▶ Given data
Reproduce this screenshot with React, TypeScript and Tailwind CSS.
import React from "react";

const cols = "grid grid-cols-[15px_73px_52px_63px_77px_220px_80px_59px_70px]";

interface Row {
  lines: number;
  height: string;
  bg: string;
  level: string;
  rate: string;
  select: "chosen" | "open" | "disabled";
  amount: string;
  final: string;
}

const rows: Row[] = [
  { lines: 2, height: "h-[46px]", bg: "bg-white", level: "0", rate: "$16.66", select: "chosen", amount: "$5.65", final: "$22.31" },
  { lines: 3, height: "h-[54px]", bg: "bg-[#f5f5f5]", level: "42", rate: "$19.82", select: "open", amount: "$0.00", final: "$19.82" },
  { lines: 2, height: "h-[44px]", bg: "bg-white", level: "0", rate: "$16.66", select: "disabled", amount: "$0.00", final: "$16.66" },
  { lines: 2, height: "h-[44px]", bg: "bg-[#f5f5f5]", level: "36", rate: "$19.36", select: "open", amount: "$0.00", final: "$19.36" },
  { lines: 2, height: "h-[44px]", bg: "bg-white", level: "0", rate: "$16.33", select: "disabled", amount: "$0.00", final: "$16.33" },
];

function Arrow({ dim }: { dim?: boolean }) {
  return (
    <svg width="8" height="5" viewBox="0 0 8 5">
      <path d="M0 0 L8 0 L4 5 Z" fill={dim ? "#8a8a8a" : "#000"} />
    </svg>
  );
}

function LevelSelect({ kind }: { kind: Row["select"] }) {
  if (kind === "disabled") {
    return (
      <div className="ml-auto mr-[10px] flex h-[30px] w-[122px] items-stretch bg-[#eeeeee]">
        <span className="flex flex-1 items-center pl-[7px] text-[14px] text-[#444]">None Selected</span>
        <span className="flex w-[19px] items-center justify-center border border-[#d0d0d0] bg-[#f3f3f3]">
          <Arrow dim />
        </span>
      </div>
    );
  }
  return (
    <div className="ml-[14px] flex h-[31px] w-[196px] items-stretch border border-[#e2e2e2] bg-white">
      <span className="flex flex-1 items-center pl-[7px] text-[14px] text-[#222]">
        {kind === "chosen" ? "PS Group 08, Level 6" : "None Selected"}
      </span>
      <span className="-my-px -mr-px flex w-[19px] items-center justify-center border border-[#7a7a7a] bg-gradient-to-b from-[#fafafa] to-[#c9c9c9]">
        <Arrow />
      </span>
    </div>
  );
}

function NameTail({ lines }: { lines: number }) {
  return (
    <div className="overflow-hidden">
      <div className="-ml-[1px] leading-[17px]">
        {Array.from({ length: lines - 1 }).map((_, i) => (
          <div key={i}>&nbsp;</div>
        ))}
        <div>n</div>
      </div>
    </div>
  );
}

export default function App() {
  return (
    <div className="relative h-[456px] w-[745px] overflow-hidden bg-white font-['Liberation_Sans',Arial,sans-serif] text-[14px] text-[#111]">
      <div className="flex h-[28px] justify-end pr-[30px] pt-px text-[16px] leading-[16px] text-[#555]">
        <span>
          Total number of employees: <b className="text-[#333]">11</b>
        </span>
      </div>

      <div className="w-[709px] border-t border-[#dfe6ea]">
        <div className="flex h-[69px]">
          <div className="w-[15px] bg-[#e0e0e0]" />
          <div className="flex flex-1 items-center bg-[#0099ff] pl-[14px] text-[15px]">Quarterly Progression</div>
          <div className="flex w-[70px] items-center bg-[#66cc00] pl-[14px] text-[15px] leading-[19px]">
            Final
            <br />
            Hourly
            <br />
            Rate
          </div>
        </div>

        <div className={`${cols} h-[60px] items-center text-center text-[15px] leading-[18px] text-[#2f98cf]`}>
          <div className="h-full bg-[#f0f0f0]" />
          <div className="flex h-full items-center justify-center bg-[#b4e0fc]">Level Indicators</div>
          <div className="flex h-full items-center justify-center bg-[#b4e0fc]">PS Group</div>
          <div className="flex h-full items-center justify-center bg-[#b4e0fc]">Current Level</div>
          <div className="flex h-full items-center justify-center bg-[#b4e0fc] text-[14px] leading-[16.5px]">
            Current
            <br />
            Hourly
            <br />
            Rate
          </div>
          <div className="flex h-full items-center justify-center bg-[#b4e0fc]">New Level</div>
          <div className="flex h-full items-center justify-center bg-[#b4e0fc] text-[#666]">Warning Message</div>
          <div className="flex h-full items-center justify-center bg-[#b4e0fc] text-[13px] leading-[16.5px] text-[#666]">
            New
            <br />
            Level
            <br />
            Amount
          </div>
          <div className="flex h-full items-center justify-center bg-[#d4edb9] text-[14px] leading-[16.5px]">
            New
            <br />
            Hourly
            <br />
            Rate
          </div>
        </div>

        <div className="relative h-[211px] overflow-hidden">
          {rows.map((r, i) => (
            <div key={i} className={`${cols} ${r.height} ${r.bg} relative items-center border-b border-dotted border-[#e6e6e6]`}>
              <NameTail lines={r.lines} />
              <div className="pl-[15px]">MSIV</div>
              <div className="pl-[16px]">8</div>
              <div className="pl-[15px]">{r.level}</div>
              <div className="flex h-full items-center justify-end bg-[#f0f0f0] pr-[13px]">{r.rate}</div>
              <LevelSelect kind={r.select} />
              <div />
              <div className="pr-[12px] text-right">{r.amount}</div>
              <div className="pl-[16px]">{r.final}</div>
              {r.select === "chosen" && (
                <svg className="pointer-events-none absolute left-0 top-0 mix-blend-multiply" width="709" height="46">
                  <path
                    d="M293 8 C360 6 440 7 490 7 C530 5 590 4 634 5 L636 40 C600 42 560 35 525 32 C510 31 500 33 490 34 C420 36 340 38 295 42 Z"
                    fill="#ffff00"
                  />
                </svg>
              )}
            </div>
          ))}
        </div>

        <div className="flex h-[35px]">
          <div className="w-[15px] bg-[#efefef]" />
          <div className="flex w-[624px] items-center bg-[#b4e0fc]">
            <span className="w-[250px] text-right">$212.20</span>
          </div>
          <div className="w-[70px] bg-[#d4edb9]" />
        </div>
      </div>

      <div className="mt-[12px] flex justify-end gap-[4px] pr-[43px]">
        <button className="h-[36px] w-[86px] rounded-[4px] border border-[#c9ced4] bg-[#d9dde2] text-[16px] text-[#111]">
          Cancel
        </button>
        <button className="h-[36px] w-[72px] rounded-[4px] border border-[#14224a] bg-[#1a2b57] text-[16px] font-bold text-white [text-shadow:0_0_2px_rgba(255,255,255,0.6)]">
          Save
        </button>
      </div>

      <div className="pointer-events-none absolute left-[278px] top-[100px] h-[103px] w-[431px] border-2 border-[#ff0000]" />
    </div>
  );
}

▶ What you will do
Reproduce all data above, unchanged.

▶ Answer to this problem
Reproduce this screenshot with React, TypeScript and Tailwind CSS.
import React from "react";

const cols = "grid grid-cols-[15px_73px_52px_63px_77px_220px_80px_59px_70px]";

interface Row {
  lines: number;
  height: string;
  bg: string;
  level: string;
  rate: string;
  select: "chosen" | "open" | "disabled";
  amount: string;
  final: string;
}

const rows: Row[] = [
  { lines: 2, height: "h-[46px]", bg: "bg-white", level: "0", rate: "$16.66", select: "chosen", amount: "$5.65", final: "$22.31" },
  { lines: 3, height: "h-[54px]", bg: "bg-[#f5f5f5]", level: "42", rate: "$19.82", select: "open", amount: "$0.00", final: "$19.82" },
  { lines: 2, height: "h-[44px]", bg: "bg-white", level: "0", rate: "$16.66", select: "disabled", amount: "$0.00", final: "$16.66" },
  { lines: 2, height: "h-[44px]", bg: "bg-[#f5f5f5]", level: "36", rate: "$19.36", select: "open", amount: "$0.00", final: "$19.36" },
  { lines: 2, height: "h-[44px]", bg: "bg-white", level: "0", rate: "$16.33", select: "disabled", amount: "$0.00", final: "$16.33" },
];

function Arrow({ dim }: { dim?: boolean }) {
  return (
    <svg width="8" height="5" viewBox="0 0 8 5">
      <path d="M0 0 L8 0 L4 5 Z" fill={dim ? "#8a8a8a" : "#000"} />
    </svg>
  );
}

function LevelSelect({ kind }: { kind: Row["select"] }) {
  if (kind === "disabled") {
    return (
      <div className="ml-auto mr-[10px] flex h-[30px] w-[122px] items-stretch bg-[#eeeeee]">
        <span className="flex flex-1 items-center pl-[7px] text-[14px] text-[#444]">None Selected</span>
        <span className="flex w-[19px] items-center justify-center border border-[#d0d0d0] bg-[#f3f3f3]">
          <Arrow dim />
        </span>
      </div>
    );
  }
  return (
    <div className="ml-[14px] flex h-[31px] w-[196px] items-stretch border border-[#e2e2e2] bg-white">
      <span className="flex flex-1 items-center pl-[7px] text-[14px] text-[#222]">
        {kind === "chosen" ? "PS Group 08, Level 6" : "None Selected"}
      </span>
      <span className="-my-px -mr-px flex w-[19px] items-center justify-center border border-[#7a7a7a] bg-gradient-to-b from-[#fafafa] to-[#c9c9c9]">
        <Arrow />
      </span>
    </div>
  );
}

function NameTail({ lines }: { lines: number }) {
  return (
    <div className="overflow-hidden">
      <div className="-ml-[1px] leading-[17px]">
        {Array.from({ length: lines - 1 }).map((_, i) => (
          <div key={i}>&nbsp;</div>
        ))}
        <div>n</div>
      </div>
    </div>
  );
}

export default function App() {
  return (
    <div className="relative h-[456px] w-[745px] overflow-hidden bg-white font-['Liberation_Sans',Arial,sans-serif] text-[14px] text-[#111]">
      <div className="flex h-[28px] justify-end pr-[30px] pt-px text-[16px] leading-[16px] text-[#555]">
        <span>
          Total number of employees: <b className="text-[#333]">11</b>
        </span>
      </div>

      <div className="w-[709px] border-t border-[#dfe6ea]">
        <div className="flex h-[69px]">
          <div className="w-[15px] bg-[#e0e0e0]" />
          <div className="flex flex-1 items-center bg-[#0099ff] pl-[14px] text-[15px]">Quarterly Progression</div>
          <div className="flex w-[70px] items-center bg-[#66cc00] pl-[14px] text-[15px] leading-[19px]">
            Final
            <br />
            Hourly
            <br />
            Rate
          </div>
        </div>

        <div className={`${cols} h-[60px] items-center text-center text-[15px] leading-[18px] text-[#2f98cf]`}>
          <div className="h-full bg-[#f0f0f0]" />
          <div className="flex h-full items-center justify-center bg-[#b4e0fc]">Level Indicators</div>
          <div className="flex h-full items-center justify-center bg-[#b4e0fc]">PS Group</div>
          <div className="flex h-full items-center justify-center bg-[#b4e0fc]">Current Level</div>
          <div className="flex h-full items-center justify-center bg-[#b4e0fc] text-[14px] leading-[16.5px]">
            Current
            <br />
            Hourly
            <br />
            Rate
          </div>
          <div className="flex h-full items-center justify-center bg-[#b4e0fc]">New Level</div>
          <div className="flex h-full items-center justify-center bg-[#b4e0fc] text-[#666]">Warning Message</div>
          <div className="flex h-full items-center justify-center bg-[#b4e0fc] text-[13px] leading-[16.5px] text-[#666]">
            New
            <br />
            Level
            <br />
            Amount
          </div>
          <div className="flex h-full items-center justify-center bg-[#d4edb9] text-[14px] leading-[16.5px]">
            New
            <br />
            Hourly
            <br />
            Rate
          </div>
        </div>

        <div className="relative h-[211px] overflow-hidden">
          {rows.map((r, i) => (
            <div key={i} className={`${cols} ${r.height} ${r.bg} relative items-center border-b border-dotted border-[#e6e6e6]`}>
              <NameTail lines={r.lines} />
              <div className="pl-[15px]">MSIV</div>
              <div className="pl-[16px]">8</div>
              <div className="pl-[15px]">{r.level}</div>
              <div className="flex h-full items-center justify-end bg-[#f0f0f0] pr-[13px]">{r.rate}</div>
              <LevelSelect kind={r.select} />
              <div />
              <div className="pr-[12px] text-right">{r.amount}</div>
              <div className="pl-[16px]">{r.final}</div>
              {r.select === "chosen" && (
                <svg className="pointer-events-none absolute left-0 top-0 mix-blend-multiply" width="709" height="46">
                  <path
                    d="M293 8 C360 6 440 7 490 7 C530 5 590 4 634 5 L636 40 C600 42 560 35 525 32 C510 31 500 33 490 34 C420 36 340 38 295 42 Z"
                    fill="#ffff00"
                  />
                </svg>
              )}
            </div>
          ))}
        </div>

        <div className="flex h-[35px]">
          <div className="w-[15px] bg-[#efefef]" />
          <div className="flex w-[624px] items-center bg-[#b4e0fc]">
            <span className="w-[250px] text-right">$212.20</span>
          </div>
          <div className="w-[70px] bg-[#d4edb9]" />
        </div>
      </div>

      <div className="mt-[12px] flex justify-end gap-[4px] pr-[43px]">
        <button className="h-[36px] w-[86px] rounded-[4px] border border-[#c9ced4] bg-[#d9dde2] text-[16px] text-[#111]">
          Cancel
        </button>
        <button className="h-[36px] w-[72px] rounded-[4px] border border-[#14224a] bg-[#1a2b57] text-[16px] font-bold text-white [text-shadow:0_0_2px_rgba(255,255,255,0.6)]">
          Save
        </button>
      </div>

      <div className="pointer-events-none absolute left-[278px] top-[100px] h-[103px] w-[431px] border-2 border-[#ff0000]" />
    </div>
  );
}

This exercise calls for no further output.